Friday, June 10, 2011

Creative memorials in the Land of Enchantment

By S. Derrickson Moore
LAS CRUCES — A cozy group of stuffed animals lovingly nestled on a child’s grave. Crosses, creatively handcrafted out of everything from yucca branches to PVC pipe and weathered wood.
Colorful wreaths made out of red, white and blue silk flowers, positioned carefully on the grave of a soldier who died in World War II. A photograph and a frilly dress commemorating the tragically short life of a pretty young woman who was murdered in Juarez.
A descanso with flowers on the side of a busy street, where a promising teenager lost his life to a reckless driver. Ashes, scattered with a handful of rose petals, and prayers and a song for a dear friend, echoing on the banks of the Rio Grande.
An unexpected glimpse of pueblo mourners on horseback, gathered in a sacred circle in the mountains of ancient Acoma.
That’s just a small sampling of tender displays that have moved me while encountering memorial tributes here.
A sage once told me that the best way to get to know the corazon y alma (heart and soul) of a community is to walk through its cemeteries.
So that’s what I did, when I first moved to Las Cruces in the 1990s. I visited final resting grounds from Mesilla to the foothills of the Organs and the village of Tortugas.
I traced the history of famous figures and families who have buried their loved ones here for many generations, at the Masonic Cemetery on South Compress Road and San Albino Cemetery in Mesilla.
I visited artist John Meig’s backyard burial site for a beloved adopted son in San Patricio, a little community outside Ruidoso.
I found some of the most creative expressions of love and caring in the very heart of downtown Las Cruces, at St. Joseph Cemetery on Las Cruces Ave., near what native Las Crucens still call the “new” St. Genevieve’s Church.
The graves often tell a poignant tale themselves: dates on a gravestone testify about lives cut short ... in battle, in childbirth, in childhood. There are loving words, sometimes photos of the beloved, and statues of saints and angels.
Occasionally, you’ll find elaborate family compounds, sometimes with fences and landscaping; hardscaped perpetual monuments in the eternal mode of the great pyramids.
But it’s the more ephemeral tributes that speak to me: cards, notes, letters and fresh flowers, a small toy. Things that can travel with the wind, or meld into the earth with the coming of summer rains.
Things like the tiny origami birds in the Peace Crane Wall, the project of a Las Cruces couple, Tim Reed and Vickie Aldrich.
They were inspired by a memorial thousands of miles away. In 1955, moved by a Japanese legend of a recovery inspired by the creation of 1,000 paper cranes, people throughout Japan folded cranes for Sadako Sasaki, who was a toddler in a home about a mile from ground zero when the first atom bomb was dropped on Hiroshima. Radiation and ensuing leukemia killed her on the threshold of her teens.
The Children’s Peace Monument in Hiroshima’s Peace Memorial Park features a statue of Sadako holding a golden crane, and an inscription: “This is our cry.
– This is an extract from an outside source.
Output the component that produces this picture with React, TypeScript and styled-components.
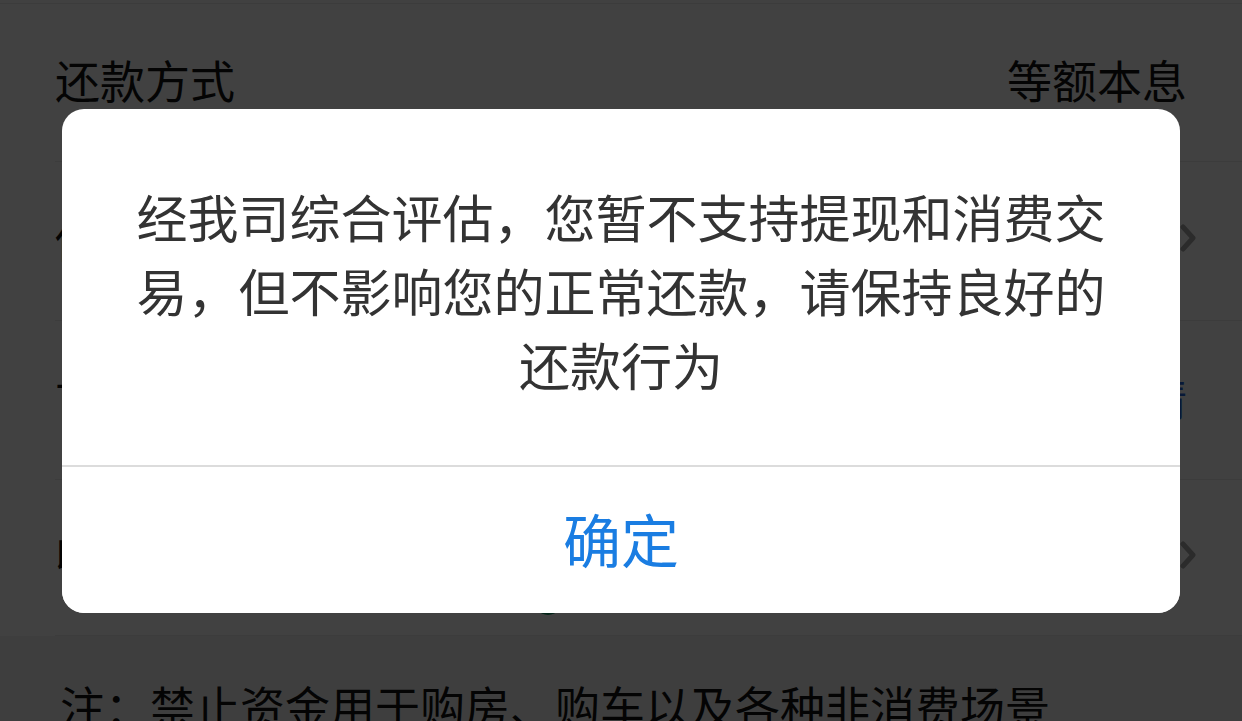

This is our prayer. Peace in the world.”
Tim and Vickie decided to create a monument with an origami crane and a brief biography and photo, if available, of every U.S. service man and woman who dies in the conflicts in Iraq and Afghanistan.
I first met them when we were a few years into what has become the longest continued conflict in our nation’s history.
Since then, Vickie has taken the ever-growing memorial on a 2008 trip to Washington, D.C., and there have been displays of all or parts of the memorial at sites ranging from Día de los Muertos observances on the Mesilla Plaza to the Las Cruces Veterans Park.
“There were over 5,000 cranes when we updated it last year. We last set it up on April 9 near Johnson Park, by the Branigan Library,” she said.
Tim once told me he made it a point to really pay attention to each life sacrificed, as he folded every crane and searched online for photos and information about each person. And sometimes, even —or especially — after years of folding cranes, he cries, while memorializing people he has never met.
The truest, most enduring memorials live in our hearts and minds and souls, I believe.
But there is much to be said, too, for finite expressions in our material world which can inspire us to ponder the lives we live now and the ways we will be remembered.
And experiencing the creative, thoughtful, tenderly sacred ways we memorialize in the Land of Enchantment can make you feel good about living here and better, I think, about eventually heading for the hereafter yourself.